Wi-Fi, Bluetooth, and Data: Turn Off the Ones You’re Not Using
This sounds basic. It isn’t.
People leave everything on “just in case.”
Your phone spends the whole day searching for signals like a lonely radio.
Real-life rule:
- Wi-Fi on when connected, off when not
- Bluetooth on only when using earbuds or a car
- Mobile data off if you’re on stable Wi-Fi for hours
Yes, modern phones manage this better than before — but better doesn’t mean free.
Auto-Sync Is Not Your Friend
Auto-sync feels harmless.
Until you realize your phone is constantly:
- Checking emails
- Updating cloud files
- Syncing photos
- Refreshing accounts you forgot existed
What I suggest:
- Increase sync intervals
- Turn off auto-sync for:
- Old email accounts
- Unused cloud services
- Apps you barely open
If it’s not urgent, it doesn’t need instant updates.
Charging Habits Are Killing Your Battery (Slowly)
Let’s talk about the long game.
Battery life today matters.
Battery health over time matters more.
Stop doing this:
- Charging to 100% every single time
- Letting battery drop to 0%
- Charging overnight daily
Lithium-ion batteries age faster at extremes.
Healthier routine:
- Keep battery between 20%–85%
- Unplug once it hits ~85–90%
- Use slow chargers when possible
Your future self will notice the difference months later.
Heat Is the Silent Assassin
Heat destroys batteries faster than time.
And phones get hot from:
- Gaming
- Fast charging
- Direct sunlight
- Heavy multitasking
Simple habits:
- Remove phone case while charging (especially thick ones)
- Don’t game while charging
- Don’t leave phone on car dashboards
- Avoid using phone heavily when it’s already warm
Heat damage is permanent. Battery drain from heat doesn’t forgive.
Vibration Is Overrated (Yes, Really)
Vibration motors consume more power than sound alerts.
Not a lot per vibration — but hundreds per day?
Adds up.
Try this:
- Use sound or silent mode instead of vibration
- Disable vibration for keyboard taps
- Turn off haptic feedback you don’t need
Your phone doesn’t need to buzz like it’s nervous.
Wallpapers, Widgets, and “Aesthetic” Choices Matter
Live wallpapers?
Battery thieves.
Too many widgets updating constantly?
Battery thieves.
Animated lock screens?
You get the idea.
Minimalism saves power:
- Static wallpaper
- Fewer widgets
- Simple lock screen
Beauty is great.
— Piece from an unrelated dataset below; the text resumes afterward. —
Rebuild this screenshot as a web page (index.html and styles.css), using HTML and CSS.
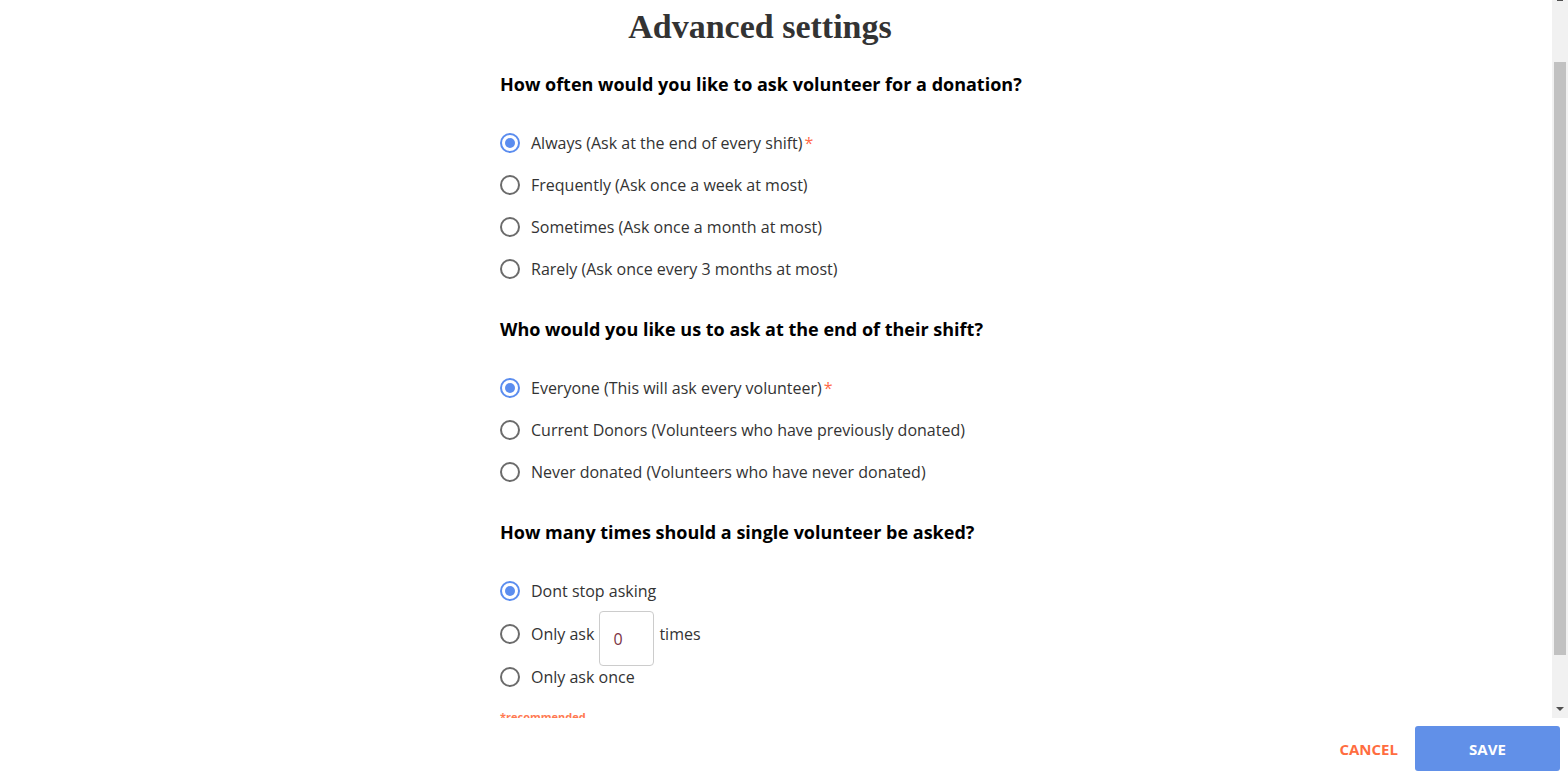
FILE: index.html
```html
<!DOCTYPE html>
<html lang="en">
<head>
<meta charset="utf-8">
<title>Advanced settings</title>
<link rel="stylesheet" href="styles.css">
</head>
<body>
<div class="page">
  <div class="scroll-area">
    <div class="content">
      <div class="form">
        <h1 class="title">Advanced settings</h1>

        <h2 class="question">How often would you like to ask volunteer for a donation?</h2>
        <div class="options">
          <label class="option"><span class="radio checked"></span><span class="label">Always (Ask at the end of every shift)<span class="req">*</span></span></label>
          <label class="option"><span class="radio"></span><span class="label">Frequently (Ask once a week at most)</span></label>
          <label class="option"><span class="radio"></span><span class="label">Sometimes (Ask once a month at most)</span></label>
          <label class="option"><span class="radio"></span><span class="label">Rarely (Ask once every 3 months at most)</span></label>
        </div>

        <h2 class="question">Who would you like us to ask at the end of their shift?</h2>
        <div class="options">
          <label class="option"><span class="radio checked"></span><span class="label">Everyone (This will ask every volunteer)<span class="req">*</span></span></label>
          <label class="option"><span class="radio"></span><span class="label">Current Donors (Volunteers who have previously donated)</span></label>
          <label class="option"><span class="radio"></span><span class="label">Never donated (Volunteers who have never donated)</span></label>
        </div>

        <h2 class="question">How many times should a single volunteer be asked?</h2>
        <div class="options tall">
          <label class="option"><span class="radio checked"></span><span class="label">Dont stop asking</span></label>
          <div class="option"><span class="radio"></span><span class="label">Only ask</span><span class="count-box">0</span><span class="label">times</span></div>
          <label class="option"><span class="radio"></span><span class="label">Only ask once</span></label>
        </div>

        <div class="note">*recommended</div>
      </div>
    </div>
    <div class="scrollbar">
      <div class="up-arrow"></div>
      <div class="thumb"></div>
      <div class="down-arrow"></div>
    </div>
  </div>
  <div class="footer">
    <button class="btn-cancel">CANCEL</button>
    <button class="btn-save">SAVE</button>
  </div>
</div>
</body>
</html>
```

FILE: styles.css
```css
* { box-sizing: border-box; }

html, body {
  margin: 0;
  padding: 0;
  background: #fff;
}

body {
  font-family: "Open Sans", "Liberation Sans", sans-serif;
  color: #333;
}

.page {
  width: 1568px;
  height: 778px;
  display: flex;
  flex-direction: column;
  overflow: hidden;
}

.scroll-area {
  height: 718px;
  display: flex;
  flex-direction: row;
}

.content {
  flex: 1;
  overflow: hidden;
}

.form {
  width: 552px;
  margin: 0 auto;
}

.title {
  width: 520px;
  margin: 7px 0 0 0;
  font-family: "Liberation Serif", "Times New Roman", serif;
  font-weight: bold;
  font-size: 34px;
  line-height: 39px;
  color: #333;
  text-align: center;
}

.title + .question {
  margin-top: 26px;
}

.question {
  margin: 28px 0 26px 0;
  font-size: 18px;
  line-height: 24px;
  font-weight: 700;
  color: #000;
}

.options + .question {
  margin-top: 27px;
}

.options {
  display: flex;
  flex-direction: column;
}

.options.tall {
  margin-top: -1px;
}

.option {
  height: 42px;
  display: flex;
  align-items: center;
  gap: 11px;
  font-size: 16px;
  color: #333;
  cursor: pointer;
}

.options.tall .option {
  height: 43px;
}

.radio {
  flex: none;
  width: 20px;
  height: 20px;
  border: 2px solid #6b6b6b;
  border-radius: 50%;
  display: flex;
  align-items: center;
  justify-content: center;
}

.radio.checked {
  border-color: #5b8def;
}

.radio.checked::after {
  content: "";
  width: 10px;
  height: 10px;
  border-radius: 50%;
  background: #5b8def;
}

.label {
  white-space: nowrap;
}

.req {
  color: #ff6b4a;
  margin-left: 2px;
}

.count-box {
  flex: none;
  width: 55px;
  height: 55px;
  margin: -1px -6px -11px -6px;
  padding-left: 13px;
  border: 1px solid #ccc;
  border-radius: 4px;
  display: flex;
  align-items: center;
  font-size: 16px;
  color: #7a3344;
}

.note {
  margin-top: 11px;
  font-size: 11px;
  line-height: 15px;
  font-weight: 700;
  color: #ff7a52;
}

.scrollbar {
  width: 16px;
  flex: none;
  background: #f1f1f1;
  display: flex;
  flex-direction: column;
  align-items: center;
}

.up-arrow {
  width: 6px;
  height: 1px;
  background: #505050;
  margin-bottom: 61px;
}

.thumb {
  width: 12px;
  height: 593px;
  background: #c1c1c1;
}

.down-arrow {
  margin-top: auto;
  margin-bottom: 7px;
  width: 0;
  height: 0;
  border-left: 4px solid transparent;
  border-right: 4px solid transparent;
  border-top: 4px solid #505050;
}

.footer {
  height: 60px;
  display: flex;
  justify-content: flex-end;
  align-items: center;
  padding: 1px 8px 0 0;
}

.btn-cancel {
  font-family: "Open Sans", "Liberation Sans", sans-serif;
  font-weight: 700;
  font-size: 15px;
  color: #ff6d3f;
  background: transparent;
  border: none;
  padding: 0 17px 0 0;
  height: 45px;
  cursor: pointer;
}

.btn-save {
  font-family: "Open Sans", "Liberation Sans", sans-serif;
  font-weight: 700;
  font-size: 15px;
  color: #fff;
  background: #6190e8;
  border: none;
  border-radius: 3px;
  width: 145px;
  height: 45px;
  cursor: pointer;
}
```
Longevity is better.
The Unpopular Opinion: You Don’t Need 120Hz All the Time
High refresh rate screens are buttery smooth.
They’re also hungry.
Compromise:
- Use adaptive refresh rate
- Lock to 60Hz if battery is struggling
- Enable high refresh only when charging or gaming
Your eyes adjust faster than you think. Your battery will notice immediately.
When All Else Fails: Battery Saver Mode Isn’t Weakness
Some people treat Battery Saver like admitting defeat.
It’s not.
It’s strategy.
Use it:
- When battery hits 30%
- When traveling
- When you know charging won’t be possible
Battery Saver limits background chaos — exactly what you want when power matters.
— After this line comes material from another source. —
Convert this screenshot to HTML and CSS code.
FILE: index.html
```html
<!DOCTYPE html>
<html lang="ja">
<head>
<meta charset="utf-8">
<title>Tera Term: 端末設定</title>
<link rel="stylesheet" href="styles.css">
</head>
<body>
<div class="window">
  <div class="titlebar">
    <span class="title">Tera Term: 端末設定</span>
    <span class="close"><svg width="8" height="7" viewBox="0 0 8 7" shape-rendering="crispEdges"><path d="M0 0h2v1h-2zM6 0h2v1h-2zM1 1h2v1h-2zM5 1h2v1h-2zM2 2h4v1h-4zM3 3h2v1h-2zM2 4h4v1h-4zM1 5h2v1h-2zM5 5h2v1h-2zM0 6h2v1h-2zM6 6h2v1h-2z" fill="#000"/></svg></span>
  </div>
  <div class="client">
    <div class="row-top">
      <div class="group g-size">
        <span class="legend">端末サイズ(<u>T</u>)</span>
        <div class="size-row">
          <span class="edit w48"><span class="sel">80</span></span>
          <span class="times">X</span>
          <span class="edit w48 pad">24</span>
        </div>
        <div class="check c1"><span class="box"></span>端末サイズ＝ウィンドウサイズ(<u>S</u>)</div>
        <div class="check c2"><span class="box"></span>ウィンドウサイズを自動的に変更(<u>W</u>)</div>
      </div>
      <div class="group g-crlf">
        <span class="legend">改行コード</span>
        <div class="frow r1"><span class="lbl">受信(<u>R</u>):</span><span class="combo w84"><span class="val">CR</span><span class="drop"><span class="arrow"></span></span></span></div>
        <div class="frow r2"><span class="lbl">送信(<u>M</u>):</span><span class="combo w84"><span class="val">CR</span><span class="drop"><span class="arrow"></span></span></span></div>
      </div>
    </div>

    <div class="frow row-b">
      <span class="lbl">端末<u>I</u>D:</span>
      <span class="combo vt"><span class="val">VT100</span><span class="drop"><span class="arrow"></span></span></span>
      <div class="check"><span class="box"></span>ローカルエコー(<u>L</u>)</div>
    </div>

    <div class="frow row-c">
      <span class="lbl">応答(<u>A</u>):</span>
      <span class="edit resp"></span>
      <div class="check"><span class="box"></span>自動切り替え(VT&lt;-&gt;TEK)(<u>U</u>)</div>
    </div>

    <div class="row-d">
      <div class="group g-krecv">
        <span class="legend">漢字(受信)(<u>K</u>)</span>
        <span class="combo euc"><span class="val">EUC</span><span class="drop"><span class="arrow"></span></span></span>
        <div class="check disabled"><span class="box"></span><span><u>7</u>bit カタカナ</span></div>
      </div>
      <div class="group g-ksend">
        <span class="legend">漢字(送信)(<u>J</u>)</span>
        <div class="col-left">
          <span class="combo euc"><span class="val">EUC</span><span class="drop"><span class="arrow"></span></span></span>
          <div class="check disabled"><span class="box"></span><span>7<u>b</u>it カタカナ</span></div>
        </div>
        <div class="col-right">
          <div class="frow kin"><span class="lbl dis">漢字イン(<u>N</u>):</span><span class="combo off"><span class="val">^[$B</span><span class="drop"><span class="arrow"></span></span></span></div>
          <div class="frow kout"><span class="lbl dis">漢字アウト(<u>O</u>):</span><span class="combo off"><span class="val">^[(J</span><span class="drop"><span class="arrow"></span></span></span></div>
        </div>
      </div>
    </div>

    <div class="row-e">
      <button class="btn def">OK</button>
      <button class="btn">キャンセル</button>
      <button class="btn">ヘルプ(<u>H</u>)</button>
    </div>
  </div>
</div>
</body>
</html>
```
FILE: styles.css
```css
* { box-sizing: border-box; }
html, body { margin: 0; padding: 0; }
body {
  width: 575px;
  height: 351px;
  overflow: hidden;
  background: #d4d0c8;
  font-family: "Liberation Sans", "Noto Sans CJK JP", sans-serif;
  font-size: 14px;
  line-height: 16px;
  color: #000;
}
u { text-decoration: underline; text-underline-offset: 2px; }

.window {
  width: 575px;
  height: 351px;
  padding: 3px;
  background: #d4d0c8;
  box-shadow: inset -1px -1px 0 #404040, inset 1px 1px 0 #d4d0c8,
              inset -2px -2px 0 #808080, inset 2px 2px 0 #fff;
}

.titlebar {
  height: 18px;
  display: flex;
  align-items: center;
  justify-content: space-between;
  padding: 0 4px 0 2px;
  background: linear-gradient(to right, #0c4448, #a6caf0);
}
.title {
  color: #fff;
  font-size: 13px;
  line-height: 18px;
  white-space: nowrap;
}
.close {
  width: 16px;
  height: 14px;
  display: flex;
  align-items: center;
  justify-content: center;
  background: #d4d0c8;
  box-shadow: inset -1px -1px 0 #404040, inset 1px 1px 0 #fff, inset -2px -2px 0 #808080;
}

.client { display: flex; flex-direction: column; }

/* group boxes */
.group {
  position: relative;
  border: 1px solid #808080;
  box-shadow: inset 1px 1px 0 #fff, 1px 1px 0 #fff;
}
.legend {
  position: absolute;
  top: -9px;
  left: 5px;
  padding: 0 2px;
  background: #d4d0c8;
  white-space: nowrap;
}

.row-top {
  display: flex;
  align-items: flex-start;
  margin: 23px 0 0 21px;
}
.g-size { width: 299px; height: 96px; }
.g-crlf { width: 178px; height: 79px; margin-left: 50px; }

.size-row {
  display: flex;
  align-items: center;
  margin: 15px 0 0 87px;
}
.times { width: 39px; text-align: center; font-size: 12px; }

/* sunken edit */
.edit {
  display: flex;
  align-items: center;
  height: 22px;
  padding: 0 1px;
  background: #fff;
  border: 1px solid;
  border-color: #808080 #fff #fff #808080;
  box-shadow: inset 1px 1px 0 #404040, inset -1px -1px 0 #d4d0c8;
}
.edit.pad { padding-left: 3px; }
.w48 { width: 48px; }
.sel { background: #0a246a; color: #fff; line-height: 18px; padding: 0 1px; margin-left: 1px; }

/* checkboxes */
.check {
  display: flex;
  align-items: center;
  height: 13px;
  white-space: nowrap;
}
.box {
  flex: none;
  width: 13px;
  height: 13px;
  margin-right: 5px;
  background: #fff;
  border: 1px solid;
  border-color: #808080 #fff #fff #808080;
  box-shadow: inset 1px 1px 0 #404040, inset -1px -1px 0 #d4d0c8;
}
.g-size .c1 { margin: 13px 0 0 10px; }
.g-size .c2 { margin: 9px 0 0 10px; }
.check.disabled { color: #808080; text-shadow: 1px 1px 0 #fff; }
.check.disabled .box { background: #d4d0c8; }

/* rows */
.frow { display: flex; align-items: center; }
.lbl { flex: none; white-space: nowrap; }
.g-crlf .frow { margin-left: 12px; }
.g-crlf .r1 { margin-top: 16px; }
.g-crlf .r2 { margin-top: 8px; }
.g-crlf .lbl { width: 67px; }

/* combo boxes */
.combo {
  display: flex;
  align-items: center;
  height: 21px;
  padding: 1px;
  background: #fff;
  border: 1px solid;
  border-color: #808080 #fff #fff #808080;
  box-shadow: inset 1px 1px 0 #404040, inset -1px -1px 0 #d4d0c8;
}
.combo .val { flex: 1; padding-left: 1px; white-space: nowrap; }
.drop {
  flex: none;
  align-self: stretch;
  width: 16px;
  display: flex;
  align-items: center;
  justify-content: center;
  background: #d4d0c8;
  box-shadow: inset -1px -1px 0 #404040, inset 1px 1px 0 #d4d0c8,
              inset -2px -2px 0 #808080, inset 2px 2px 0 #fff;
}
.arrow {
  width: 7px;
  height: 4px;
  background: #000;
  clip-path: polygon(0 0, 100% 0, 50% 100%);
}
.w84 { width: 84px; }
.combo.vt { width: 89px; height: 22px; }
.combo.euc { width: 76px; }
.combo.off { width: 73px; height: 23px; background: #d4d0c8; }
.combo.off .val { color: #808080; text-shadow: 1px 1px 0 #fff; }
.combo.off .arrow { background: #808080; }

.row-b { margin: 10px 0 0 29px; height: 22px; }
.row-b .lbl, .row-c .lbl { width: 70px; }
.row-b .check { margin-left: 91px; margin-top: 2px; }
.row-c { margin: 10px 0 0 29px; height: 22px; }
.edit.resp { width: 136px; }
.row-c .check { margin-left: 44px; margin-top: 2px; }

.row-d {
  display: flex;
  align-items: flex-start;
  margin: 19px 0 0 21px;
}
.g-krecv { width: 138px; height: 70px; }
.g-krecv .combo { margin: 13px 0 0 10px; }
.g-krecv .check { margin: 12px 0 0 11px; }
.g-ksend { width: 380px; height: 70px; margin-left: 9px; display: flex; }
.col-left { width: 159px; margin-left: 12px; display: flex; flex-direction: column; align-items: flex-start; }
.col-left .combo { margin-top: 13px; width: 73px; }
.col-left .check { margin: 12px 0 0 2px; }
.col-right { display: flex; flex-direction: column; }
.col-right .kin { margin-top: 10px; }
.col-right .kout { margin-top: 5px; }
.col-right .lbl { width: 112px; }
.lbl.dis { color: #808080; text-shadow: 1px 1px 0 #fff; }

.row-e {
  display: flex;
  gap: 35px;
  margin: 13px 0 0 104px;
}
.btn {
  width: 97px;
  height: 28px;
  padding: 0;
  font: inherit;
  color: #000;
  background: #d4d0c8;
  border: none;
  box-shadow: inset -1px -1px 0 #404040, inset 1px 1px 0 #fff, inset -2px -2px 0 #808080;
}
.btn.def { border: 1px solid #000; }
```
What I Stopped Doing (And My Battery Lasts Longer)
I stopped:
- Chasing “battery booster” apps
- Obsessing over closing every app
- Blaming the phone brand
I started:
- Controlling notifications
- Respecting heat
- Managing brightness
- Using features intentionally
Result?
I finish most days with 30–40% battery left — without changing phones, without apps, without anxiety.